Lake Hillier is located on Middle Island in the Recherche Archipelago off the coast of Cape Arid, east of Esperance. Lake Hillier is well known for its bright pink hue that contrasts with the deep blue of the ocean. The island is managed by the Western Australian government and is accessible by boat and air.

== History ==
Historically, Pink Lake was the terminal lake in the Lake Warden wetland system, where water from the central suite of lakes (Wheatfield, Woody, and Windabout) and Lake Warden would periodically flush into Pink Lake, bringing accumulated salts into the environment.

Increasing salt concentrations combined with decreasing water levels from evaporation during summer trigger the appearance of the pink hue that can be seen in lakes across the country. Pink Lake lost its connection to Lake Warden and the eastern lakes with the construction of the railway line and South Coast Highway.

Commercial salt mining, which began in 1896 and ceased in 2007, reduced salt levels in the lake. Further reductions to the lake's salt concentration were caused by fresh water entering the system, through a combination of surface water inflow and increased groundwater inflow due to clearing in the catchment area associated with nearby subdivisions.

===Salt production===

Prior to salt production, the lake's environment was investigated in the 1980s. Table salt is produced in solar ponds at the eastern end of the lake. The company WA Salt Supply produces water-softening salt, coarse salt, and sheepskin salt at the Esperance site.

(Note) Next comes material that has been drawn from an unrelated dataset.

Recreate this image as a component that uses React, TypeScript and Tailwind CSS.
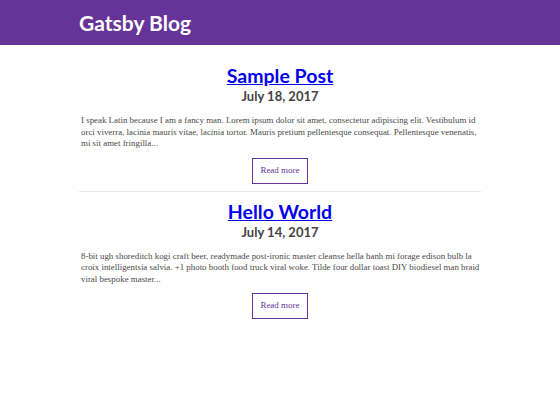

The salt is kiln dried, crushed, and bagged at the site before being distributed.

==Birds==
The lake has been identified by BirdLife International as an important bird area because it usually supports significant numbers of hooded plovers and sometimes over 1% of the world population of banded stilts. It has had many migrant and native birds. Between 1997 and 2006, populations ranging between 12 and 12,000 of the banded stilt were recorded. A population between five and 68 of the hooded plovers existed there from 1995 to 2005.